Picking and choosing–buying and selling. It seems like we spend years trying to find the right boot for for our planned backcountry hunting–if our destination changes, it just takes us longer–a moving target!
So, unless you’re blessed to live in a larger urban area, where you may be able to try the many boots availble, you may never actually “touch” the boots you plan to order after reading countless testimonials about how “awesome,” or “comfortable” this or that boot is. And, why this one should win out over another is just, mind boggling!
Just like a backpack, each boot is individual to fit every persons foot–We’re just not all the same–Thank God!
The first thing to ask yourself is, “How stiff, and/or, how tall of boot , DO I NEED?” Does one really need a $400 SHEEP hunting-boot for loads lesss that 50 pounds? And, the flat ground an outfitter carried us into? or road walking? Of course not! The SHEEP boot has at least a half-shank that is firm; Carbon fiber, fiberglass or something “stiff”.
Why you ask? Steep, off camber talus slopes need a sole that is “less” torsionally flexible than a softer–less forgiving–but, more comfortable lighter weight boot. The reason they’re tall is to protect the ankles–two ways; Ankle roll, and Ankle bruising–from the rocks–when you’re really “F—-in” tired, fourteen hours into it! And, that boot will cause you Plantar Faciitis faster than you can blink! Don’t do it!
The first deciding factor for your hunt starts with: 1). The Terrain–Steep, talus slopes common to the Rocky mountains (northern New Mexico, then north through the Yukon, and Alaska), but if one is only hiking trails, well that comes into consideration. 2). Foot fitness–See accompanying article: Fit, Active and Pain-free: Foot Health. By, Physical Therapist, Steve Leary (aka “the Stretch Guy”), of, Hands On, Physical Therapy, based in Bend, Oregon.
(This could become a regular feature of this widely respected journalistic masterpiece.)

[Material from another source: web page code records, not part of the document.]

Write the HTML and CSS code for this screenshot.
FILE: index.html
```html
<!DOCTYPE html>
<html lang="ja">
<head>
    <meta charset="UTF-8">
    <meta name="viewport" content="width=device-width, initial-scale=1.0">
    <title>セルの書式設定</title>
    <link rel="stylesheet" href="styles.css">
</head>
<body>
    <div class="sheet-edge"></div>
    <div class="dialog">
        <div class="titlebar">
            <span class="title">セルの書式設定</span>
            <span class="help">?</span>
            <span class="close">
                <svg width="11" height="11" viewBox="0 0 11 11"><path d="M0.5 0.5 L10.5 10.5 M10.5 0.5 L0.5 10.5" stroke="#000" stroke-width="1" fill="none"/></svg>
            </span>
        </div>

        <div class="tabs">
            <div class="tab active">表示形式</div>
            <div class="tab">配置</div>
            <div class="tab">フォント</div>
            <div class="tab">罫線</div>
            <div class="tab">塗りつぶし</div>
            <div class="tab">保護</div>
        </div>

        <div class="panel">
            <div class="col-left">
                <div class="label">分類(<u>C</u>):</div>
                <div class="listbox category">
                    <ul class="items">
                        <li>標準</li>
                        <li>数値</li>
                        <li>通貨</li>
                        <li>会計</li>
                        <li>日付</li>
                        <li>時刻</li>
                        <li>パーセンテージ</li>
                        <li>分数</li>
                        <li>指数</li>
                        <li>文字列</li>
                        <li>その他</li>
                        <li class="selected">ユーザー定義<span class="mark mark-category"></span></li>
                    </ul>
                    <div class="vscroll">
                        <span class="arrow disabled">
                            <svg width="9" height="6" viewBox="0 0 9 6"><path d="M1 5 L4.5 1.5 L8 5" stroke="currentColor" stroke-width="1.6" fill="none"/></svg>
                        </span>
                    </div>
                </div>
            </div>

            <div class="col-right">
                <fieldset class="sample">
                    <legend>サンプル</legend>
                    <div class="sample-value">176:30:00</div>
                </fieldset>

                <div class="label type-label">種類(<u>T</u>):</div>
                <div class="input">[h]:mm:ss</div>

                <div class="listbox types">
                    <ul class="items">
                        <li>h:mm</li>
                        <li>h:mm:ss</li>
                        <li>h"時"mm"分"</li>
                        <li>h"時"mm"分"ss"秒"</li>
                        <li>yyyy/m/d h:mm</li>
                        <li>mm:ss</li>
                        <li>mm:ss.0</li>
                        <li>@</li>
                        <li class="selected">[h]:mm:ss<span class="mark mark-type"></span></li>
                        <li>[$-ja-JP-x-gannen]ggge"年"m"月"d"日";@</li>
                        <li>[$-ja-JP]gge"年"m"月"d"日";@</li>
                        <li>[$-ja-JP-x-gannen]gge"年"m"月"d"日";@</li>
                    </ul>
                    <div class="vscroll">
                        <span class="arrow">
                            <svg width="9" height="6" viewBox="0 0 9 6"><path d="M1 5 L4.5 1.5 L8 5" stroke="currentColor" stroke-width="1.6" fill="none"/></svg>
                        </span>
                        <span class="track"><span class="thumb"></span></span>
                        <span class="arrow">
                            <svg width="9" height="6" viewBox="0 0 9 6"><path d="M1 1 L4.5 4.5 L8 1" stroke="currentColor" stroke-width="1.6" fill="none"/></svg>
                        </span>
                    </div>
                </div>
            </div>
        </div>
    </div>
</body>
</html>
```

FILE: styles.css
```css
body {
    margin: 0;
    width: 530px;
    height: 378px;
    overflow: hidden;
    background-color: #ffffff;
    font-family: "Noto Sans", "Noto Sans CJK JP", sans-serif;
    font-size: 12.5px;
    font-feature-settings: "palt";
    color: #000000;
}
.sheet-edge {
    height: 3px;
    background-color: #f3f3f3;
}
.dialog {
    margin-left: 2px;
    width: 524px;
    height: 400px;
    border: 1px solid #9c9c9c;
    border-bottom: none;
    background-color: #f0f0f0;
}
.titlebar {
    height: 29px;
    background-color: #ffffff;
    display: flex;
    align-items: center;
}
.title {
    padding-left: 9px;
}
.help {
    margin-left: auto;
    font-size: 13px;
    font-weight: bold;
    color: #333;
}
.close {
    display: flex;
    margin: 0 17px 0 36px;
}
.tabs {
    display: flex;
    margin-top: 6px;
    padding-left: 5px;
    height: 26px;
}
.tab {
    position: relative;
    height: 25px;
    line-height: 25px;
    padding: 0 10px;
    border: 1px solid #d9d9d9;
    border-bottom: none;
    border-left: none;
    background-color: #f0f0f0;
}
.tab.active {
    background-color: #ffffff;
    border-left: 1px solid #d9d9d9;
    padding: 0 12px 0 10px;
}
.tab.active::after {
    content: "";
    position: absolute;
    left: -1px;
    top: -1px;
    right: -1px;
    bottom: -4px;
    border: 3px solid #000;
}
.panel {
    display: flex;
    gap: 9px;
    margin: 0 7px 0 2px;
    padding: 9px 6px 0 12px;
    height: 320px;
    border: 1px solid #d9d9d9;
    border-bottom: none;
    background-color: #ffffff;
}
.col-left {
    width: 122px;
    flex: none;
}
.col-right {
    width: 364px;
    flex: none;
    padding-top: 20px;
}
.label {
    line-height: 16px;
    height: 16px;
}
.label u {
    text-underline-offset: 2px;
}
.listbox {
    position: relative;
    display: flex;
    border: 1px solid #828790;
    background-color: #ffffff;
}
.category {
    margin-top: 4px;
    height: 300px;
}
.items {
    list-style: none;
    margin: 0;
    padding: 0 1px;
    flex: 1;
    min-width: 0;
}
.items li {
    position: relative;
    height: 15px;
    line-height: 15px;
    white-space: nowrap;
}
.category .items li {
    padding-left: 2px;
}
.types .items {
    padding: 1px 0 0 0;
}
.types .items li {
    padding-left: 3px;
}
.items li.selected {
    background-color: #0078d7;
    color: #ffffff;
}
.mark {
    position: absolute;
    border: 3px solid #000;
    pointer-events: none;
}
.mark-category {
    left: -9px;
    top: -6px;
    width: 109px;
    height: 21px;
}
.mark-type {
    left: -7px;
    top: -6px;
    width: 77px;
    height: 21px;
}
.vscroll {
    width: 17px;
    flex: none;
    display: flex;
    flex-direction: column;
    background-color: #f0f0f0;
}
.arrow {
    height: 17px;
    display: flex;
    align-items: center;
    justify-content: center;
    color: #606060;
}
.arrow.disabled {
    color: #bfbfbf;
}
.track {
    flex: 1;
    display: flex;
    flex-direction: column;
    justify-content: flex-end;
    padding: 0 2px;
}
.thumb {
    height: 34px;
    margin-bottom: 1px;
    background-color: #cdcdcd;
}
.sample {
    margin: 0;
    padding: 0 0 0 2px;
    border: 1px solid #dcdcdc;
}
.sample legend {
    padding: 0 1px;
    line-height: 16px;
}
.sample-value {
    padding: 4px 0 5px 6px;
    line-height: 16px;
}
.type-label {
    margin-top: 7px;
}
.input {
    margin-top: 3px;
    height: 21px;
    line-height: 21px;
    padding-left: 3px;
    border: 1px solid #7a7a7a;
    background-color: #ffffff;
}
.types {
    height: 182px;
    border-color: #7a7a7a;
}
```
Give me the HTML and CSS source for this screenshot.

As Backcountry hunters (article written for Fire Fighters), you all know the importance of flexibility, strength and conditioning. When was the last time you applied these concepts to your feet?
Let’s consider the foot for a moment. The foot is made up of 28 very small and relatively delicate bones, with numerous small-to-relatively-large muscles, and about as complex a fascia structure as any area of the body. In short, it is an extremely complex, delicate structure which acts as the foundation of balance, stability and mobility for the whole body. Clinically, we see the foot intimately involved in injuries of the knee, hip, SIJ, back and neck, not to mention things like headaches and jaw problems.
Some quick tips on maintaining this oft-forgotten body part: 1). The foot likes to be stretched; this can be done by taking your bare foot, bending your ankle into dorsiflexion, placing your toes on the wall and sliding the foot to flat on the floor (bending your toes into extension on the wall). It can also be accomplished by self- massage of your foot. 2. The foot needs strengthening, in order to maintain its complex spring system (even in those of you with flat feet); one of the easiest ways to do this is to stand, equal weight on both feet, (concentrating on one foot first) try to place your weight equally at 3 points of contact: (1) the center of the heel, (2) the base of the 1st toe (1st metatarsal) and (3) the base of the 5th toe (5th metatarsal). Once you have achieved this “Tripod Foot” on each foot individually, try to get it on both sides simultaneously. This is an exercise that can be done in shoes or barefoot (it can be done while standing talking with friends, standing in line etc.). Do these exercises often. Also, don’t forget to moisturize your feet: cracked heels and foot infections can dramatically change how you bear weight through them.
Respectfully, Stephen M. Leary, PT Thank you, Great Master!